With more than 56 percent of precincts reporting in the open District 4 race, Merced River School District board member Lloyd Pareira had more than 42 percent of the vote. Former Gustine Mayor Rich Ford followed with more than 25 percent; businessman Jack Mobley had more than 14 percent; Delhi Unified School District board President Fidel Cervantes had nearly 14 percent; and Delhi community leader Ramon Prado had a little more than 4 percent.
Without a majority win, the top two finishers in Tuesday’s election will advance to the runoff in November.
Voter turnout was reported to be strong in several polling stations, but Merced County Registrar of Voters Barbara Levey said final numbers would not be available Tuesday and it wasn’t clear whether participation was greater than during the last presidential primary.
“This election four years ago, we had an overall 26 percent turnout,” Levey said. “I think we’ll get there, but it’s hard to say if we’ll do anything beyond that.”

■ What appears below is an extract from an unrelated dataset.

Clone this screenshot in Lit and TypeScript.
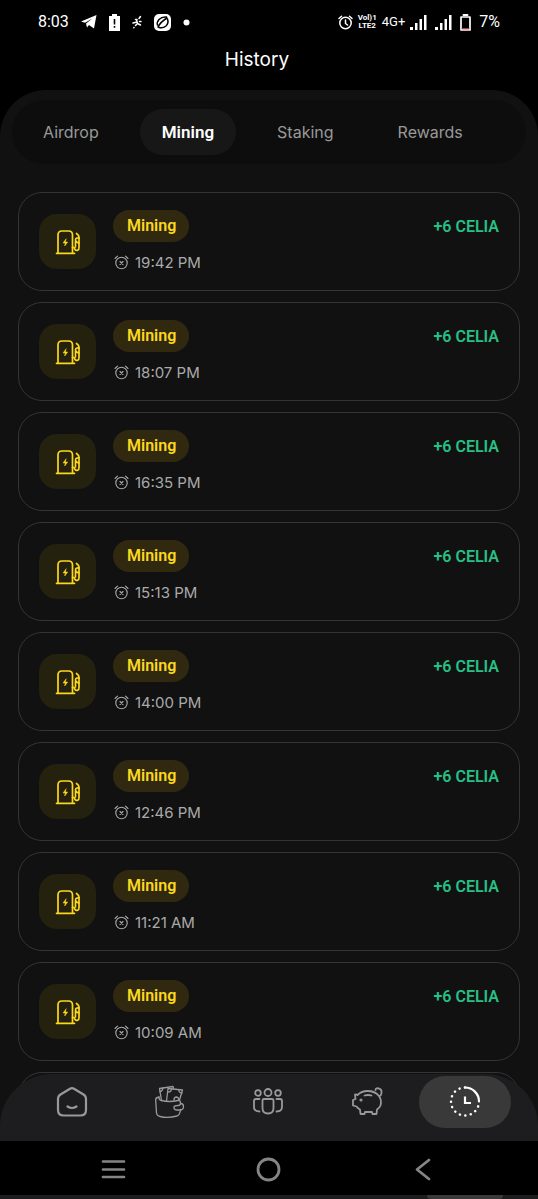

About 500 poll workers were up early to set up polling stations that opened at 7 a.m. There were a few glitches in setting up equipment, so some voters dropped their ballots in ballot boxes, Levey said. “Those are typical and minor,” she said.”
Polling stations received a heavy influx of voters dropping off vote-by-mail ballots, which Levey predicted will be counted by Friday. Provisional ballots likely would be counted early next week.
On Tuesday night, the first numbers released after polls closed at 8 p.m. were the vote-by-mail ballots received prior to Election Day.
“All mailed ballots, vote-by-mail ballots and provisional ballots really do get processed and counted in the official total,” Levey said. “At no point do we stop until all of those are counted.”
All mailed ballots, vote-by-mail ballots and provisional ballots really do get processed and counted in the official total. At no point do we stop until all of those are counted.
Merced County Registrar of Voters Barbara Levey
In Los Banos, Merced County Supervisor Jerry O’Banion’s seat wasn’t up for re-election Tuesday, so the spotlight was on the presidential primaries. And despite the early reports of a Hillary Clinton victory over Bernie Sanders, voters said they still came to the polls because their vote was important.
Luis and Carla Coronado voted for different front-runners in the Democratic primary: Luis for Sanders and Carla for Clinton.
“You need to come out and vote,” Carla Coronado said, noting that the important issue for her was standing against presumed Republican candidate Donald Trump. “If you don’t vote now, then you could regret it later.”
Luis Coronado said he voted for Sanders despite the early call of the election to Clinton because he wanted his voice to be heard.
“(Sanders is) way behind, but hopefully he’ll catch up,” Luis Coronado said.
Elpidio Cortez said his vote for Clinton on Tuesday was also a vote against Trump.
“Trump has his wall,” Cortez said. “I don’t want that.”
The middle class is really underrepresented. All three classes need to be addressed. That’s what makes America great.
Leslie Swartwood, 54, who voted in Merced
Tuesday was Cortez’s second time voting for the presidential primaries. But the 23-year-old Los Banos resident said his knowledge about the candidates and election is greater now.
“You have to have your opinion heard,” Cortez said. “You should vote for that person.”
Back in Merced, Michael McLane, 61, said the Democratic race was the most important to him on Election Day. Standing outside the Merced County Administration Building, his presidential vote was tipped off by his red “Labor for Bernie 2016” cap.
“If you’re talking about simply winning the election, I wouldn’t throw in the towel ever,” he said.
Sanders’ stances on issues such as providing a living wage for all workers made him the ideal candidate for McLane. “He’s actually addressing the issues,” he said.
Also outside the Merced County building, Leslie Swartwood played her cards closer to her chest. She declined to say for whom she cast her presidential ballot, but said she was concerned for the middle class, which gets forgotten too often.
Swartwood did say she voted for Merced County District 2 incumbent Hub Walsh. At the forefront of her mind was deciding who was best for strengthening the middle class and providing for children.
“The middle class is really underrepresented,” the 54-year-old said. “All three classes need to be addressed. That’s what makes America great.”